### DATA EXTRACT

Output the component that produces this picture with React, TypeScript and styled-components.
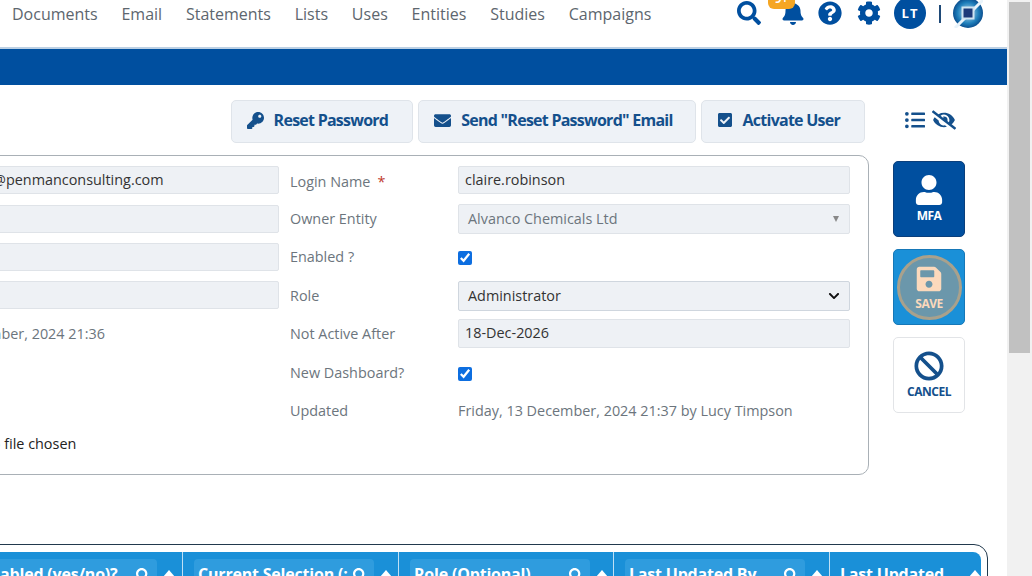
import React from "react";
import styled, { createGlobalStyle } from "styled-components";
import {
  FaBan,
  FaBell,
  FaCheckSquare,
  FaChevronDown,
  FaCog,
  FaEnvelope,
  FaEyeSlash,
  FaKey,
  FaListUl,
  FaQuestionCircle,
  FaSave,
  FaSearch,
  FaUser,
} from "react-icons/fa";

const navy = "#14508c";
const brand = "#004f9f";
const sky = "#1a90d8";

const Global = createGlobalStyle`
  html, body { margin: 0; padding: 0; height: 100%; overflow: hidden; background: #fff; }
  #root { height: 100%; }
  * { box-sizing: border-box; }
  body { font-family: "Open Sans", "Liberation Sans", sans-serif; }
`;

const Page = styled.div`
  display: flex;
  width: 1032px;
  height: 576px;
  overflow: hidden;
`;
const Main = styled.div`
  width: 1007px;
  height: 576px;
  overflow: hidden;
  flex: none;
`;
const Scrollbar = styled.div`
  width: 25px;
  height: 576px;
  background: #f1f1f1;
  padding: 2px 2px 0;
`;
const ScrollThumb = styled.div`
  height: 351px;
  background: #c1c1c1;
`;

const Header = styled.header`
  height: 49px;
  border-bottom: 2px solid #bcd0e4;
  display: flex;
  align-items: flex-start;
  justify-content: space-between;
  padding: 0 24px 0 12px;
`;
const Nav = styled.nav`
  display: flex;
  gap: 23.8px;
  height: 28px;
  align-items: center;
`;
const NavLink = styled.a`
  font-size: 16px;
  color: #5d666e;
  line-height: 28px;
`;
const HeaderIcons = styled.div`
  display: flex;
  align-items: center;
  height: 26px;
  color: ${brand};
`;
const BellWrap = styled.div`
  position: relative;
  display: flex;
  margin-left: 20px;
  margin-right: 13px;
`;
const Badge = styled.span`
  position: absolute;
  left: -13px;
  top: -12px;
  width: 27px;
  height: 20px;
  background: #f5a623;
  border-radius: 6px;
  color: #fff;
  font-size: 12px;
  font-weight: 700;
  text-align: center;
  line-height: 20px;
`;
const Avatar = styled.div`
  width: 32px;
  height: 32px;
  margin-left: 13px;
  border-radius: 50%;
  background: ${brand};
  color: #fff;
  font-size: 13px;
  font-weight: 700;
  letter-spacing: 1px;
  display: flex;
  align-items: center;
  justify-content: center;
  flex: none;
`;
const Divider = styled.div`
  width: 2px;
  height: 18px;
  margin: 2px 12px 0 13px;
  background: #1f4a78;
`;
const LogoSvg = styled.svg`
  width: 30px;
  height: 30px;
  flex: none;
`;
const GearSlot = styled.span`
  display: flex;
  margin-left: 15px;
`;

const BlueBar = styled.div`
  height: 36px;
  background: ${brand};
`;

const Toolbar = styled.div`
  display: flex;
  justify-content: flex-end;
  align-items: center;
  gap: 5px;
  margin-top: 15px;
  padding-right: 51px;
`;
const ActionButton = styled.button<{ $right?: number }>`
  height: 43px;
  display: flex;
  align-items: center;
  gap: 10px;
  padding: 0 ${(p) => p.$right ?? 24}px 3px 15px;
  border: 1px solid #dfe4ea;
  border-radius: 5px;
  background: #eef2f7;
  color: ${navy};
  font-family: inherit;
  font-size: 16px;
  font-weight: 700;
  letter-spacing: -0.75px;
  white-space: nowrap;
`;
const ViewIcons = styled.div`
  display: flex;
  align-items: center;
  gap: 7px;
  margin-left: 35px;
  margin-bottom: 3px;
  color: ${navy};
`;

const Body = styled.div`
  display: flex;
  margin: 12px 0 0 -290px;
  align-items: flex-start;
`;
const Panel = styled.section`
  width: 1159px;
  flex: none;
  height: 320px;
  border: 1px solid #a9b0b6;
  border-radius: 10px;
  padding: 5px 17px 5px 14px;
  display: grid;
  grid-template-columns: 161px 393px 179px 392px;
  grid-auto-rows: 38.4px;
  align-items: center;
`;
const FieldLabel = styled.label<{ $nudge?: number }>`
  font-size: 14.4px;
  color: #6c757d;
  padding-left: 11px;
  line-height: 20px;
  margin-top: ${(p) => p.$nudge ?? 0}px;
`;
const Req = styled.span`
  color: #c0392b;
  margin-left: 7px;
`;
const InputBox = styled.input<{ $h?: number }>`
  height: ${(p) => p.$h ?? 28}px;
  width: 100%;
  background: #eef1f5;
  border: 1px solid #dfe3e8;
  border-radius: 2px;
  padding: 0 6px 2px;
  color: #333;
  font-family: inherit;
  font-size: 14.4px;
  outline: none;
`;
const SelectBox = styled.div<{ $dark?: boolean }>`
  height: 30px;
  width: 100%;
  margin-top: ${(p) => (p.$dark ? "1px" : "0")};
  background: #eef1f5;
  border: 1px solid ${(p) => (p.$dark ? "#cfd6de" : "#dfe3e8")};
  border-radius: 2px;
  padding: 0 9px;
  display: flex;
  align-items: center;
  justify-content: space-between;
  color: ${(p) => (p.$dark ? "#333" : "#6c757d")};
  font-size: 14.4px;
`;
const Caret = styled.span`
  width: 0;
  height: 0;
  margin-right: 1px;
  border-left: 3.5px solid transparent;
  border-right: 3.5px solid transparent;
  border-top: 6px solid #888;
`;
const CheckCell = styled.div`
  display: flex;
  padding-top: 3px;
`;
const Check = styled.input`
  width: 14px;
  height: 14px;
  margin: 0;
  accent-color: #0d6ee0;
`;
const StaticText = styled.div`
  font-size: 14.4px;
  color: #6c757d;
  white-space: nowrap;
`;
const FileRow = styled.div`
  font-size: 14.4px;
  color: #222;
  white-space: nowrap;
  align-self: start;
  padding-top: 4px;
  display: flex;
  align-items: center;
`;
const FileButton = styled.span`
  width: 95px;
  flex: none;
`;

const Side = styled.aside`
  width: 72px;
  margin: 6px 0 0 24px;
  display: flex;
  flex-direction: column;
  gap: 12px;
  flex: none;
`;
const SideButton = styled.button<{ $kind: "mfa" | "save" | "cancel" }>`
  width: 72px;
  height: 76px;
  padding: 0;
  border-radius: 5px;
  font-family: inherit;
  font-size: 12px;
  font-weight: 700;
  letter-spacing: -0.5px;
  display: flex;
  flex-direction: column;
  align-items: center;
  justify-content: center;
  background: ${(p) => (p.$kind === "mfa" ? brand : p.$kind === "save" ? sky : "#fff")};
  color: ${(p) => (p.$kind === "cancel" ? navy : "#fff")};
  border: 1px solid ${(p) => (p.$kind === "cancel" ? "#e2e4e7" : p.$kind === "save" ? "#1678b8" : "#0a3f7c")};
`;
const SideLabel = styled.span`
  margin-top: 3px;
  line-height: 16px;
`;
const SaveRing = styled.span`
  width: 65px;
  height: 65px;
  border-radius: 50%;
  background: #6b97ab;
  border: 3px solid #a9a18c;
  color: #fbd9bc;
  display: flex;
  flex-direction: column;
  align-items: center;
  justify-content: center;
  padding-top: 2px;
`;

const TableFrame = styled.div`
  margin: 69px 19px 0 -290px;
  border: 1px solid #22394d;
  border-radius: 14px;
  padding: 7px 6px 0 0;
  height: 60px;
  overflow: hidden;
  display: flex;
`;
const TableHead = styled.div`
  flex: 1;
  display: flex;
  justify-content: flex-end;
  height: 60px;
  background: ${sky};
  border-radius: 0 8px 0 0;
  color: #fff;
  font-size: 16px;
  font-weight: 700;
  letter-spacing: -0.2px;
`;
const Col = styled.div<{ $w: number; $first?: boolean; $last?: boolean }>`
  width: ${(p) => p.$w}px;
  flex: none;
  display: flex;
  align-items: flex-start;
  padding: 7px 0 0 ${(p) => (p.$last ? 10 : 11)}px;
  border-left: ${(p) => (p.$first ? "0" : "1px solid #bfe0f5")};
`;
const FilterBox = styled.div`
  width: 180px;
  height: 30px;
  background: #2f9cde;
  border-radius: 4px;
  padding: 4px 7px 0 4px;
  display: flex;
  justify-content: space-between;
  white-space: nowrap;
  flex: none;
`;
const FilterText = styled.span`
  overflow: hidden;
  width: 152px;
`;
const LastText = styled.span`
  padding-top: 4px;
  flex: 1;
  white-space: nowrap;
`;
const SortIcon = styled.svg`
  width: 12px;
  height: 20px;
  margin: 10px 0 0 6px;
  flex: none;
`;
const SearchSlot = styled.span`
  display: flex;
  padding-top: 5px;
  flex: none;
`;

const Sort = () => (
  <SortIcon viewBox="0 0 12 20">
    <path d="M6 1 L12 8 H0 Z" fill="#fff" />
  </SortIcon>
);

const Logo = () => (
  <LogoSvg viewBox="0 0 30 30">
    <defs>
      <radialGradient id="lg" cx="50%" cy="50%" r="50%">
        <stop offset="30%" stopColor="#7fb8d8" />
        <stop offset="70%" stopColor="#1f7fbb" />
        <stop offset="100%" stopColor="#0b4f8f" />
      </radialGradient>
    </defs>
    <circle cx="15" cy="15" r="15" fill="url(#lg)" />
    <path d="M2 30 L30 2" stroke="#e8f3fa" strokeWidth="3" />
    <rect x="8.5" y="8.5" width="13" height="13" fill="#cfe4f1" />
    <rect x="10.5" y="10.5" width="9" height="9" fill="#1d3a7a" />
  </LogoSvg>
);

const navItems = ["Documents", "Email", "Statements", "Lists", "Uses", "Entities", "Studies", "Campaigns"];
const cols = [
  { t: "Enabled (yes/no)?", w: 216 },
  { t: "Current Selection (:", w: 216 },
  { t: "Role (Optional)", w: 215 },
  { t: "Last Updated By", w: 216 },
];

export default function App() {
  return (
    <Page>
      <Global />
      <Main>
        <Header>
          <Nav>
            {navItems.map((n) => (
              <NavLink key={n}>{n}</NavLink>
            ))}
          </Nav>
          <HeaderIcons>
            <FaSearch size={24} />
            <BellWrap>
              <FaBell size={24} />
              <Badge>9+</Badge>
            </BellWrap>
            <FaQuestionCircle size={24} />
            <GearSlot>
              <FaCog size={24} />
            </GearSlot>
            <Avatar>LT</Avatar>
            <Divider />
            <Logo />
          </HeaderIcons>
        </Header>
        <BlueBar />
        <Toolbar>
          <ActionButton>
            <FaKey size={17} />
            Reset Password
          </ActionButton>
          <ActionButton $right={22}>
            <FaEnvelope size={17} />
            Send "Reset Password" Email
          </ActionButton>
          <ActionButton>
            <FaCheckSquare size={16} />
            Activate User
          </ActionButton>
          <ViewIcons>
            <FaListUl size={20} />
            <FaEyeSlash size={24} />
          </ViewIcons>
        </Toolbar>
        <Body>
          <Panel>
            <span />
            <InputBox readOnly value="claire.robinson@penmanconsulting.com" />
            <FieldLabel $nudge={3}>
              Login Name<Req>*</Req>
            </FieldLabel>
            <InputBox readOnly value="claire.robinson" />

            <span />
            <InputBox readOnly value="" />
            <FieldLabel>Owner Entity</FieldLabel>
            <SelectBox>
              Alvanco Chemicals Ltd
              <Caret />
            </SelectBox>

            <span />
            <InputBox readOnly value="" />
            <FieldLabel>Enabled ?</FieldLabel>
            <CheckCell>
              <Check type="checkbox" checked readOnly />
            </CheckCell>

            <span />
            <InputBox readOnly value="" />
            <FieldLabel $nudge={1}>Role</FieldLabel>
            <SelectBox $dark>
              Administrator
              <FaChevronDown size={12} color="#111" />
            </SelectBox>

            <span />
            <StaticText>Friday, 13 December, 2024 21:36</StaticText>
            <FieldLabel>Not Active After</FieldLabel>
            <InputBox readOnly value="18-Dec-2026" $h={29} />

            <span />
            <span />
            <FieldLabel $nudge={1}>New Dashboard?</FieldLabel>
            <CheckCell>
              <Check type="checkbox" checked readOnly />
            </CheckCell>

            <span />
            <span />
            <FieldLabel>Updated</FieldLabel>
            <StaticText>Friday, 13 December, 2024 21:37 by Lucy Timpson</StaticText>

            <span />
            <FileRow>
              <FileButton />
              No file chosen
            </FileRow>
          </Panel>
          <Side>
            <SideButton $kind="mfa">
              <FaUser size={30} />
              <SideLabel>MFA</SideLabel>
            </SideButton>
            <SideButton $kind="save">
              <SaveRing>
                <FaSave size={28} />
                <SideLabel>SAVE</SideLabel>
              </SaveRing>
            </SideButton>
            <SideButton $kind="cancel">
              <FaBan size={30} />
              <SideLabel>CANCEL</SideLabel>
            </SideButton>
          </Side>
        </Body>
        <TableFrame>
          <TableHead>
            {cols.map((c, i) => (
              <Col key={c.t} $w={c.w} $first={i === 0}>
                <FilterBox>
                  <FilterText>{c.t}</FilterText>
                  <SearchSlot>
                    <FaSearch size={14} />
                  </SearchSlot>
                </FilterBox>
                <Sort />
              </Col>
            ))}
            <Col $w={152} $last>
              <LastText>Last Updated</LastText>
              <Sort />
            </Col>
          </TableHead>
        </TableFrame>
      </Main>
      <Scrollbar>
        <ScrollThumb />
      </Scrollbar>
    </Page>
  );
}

### WHAT THE TASK REQUIRES
Keep only the lines that hold the string "components", and copy them out.

### FINAL RESULT
Output the component that produces this picture with React, TypeScript and styled-components.
import styled, { createGlobalStyle } from "styled-components";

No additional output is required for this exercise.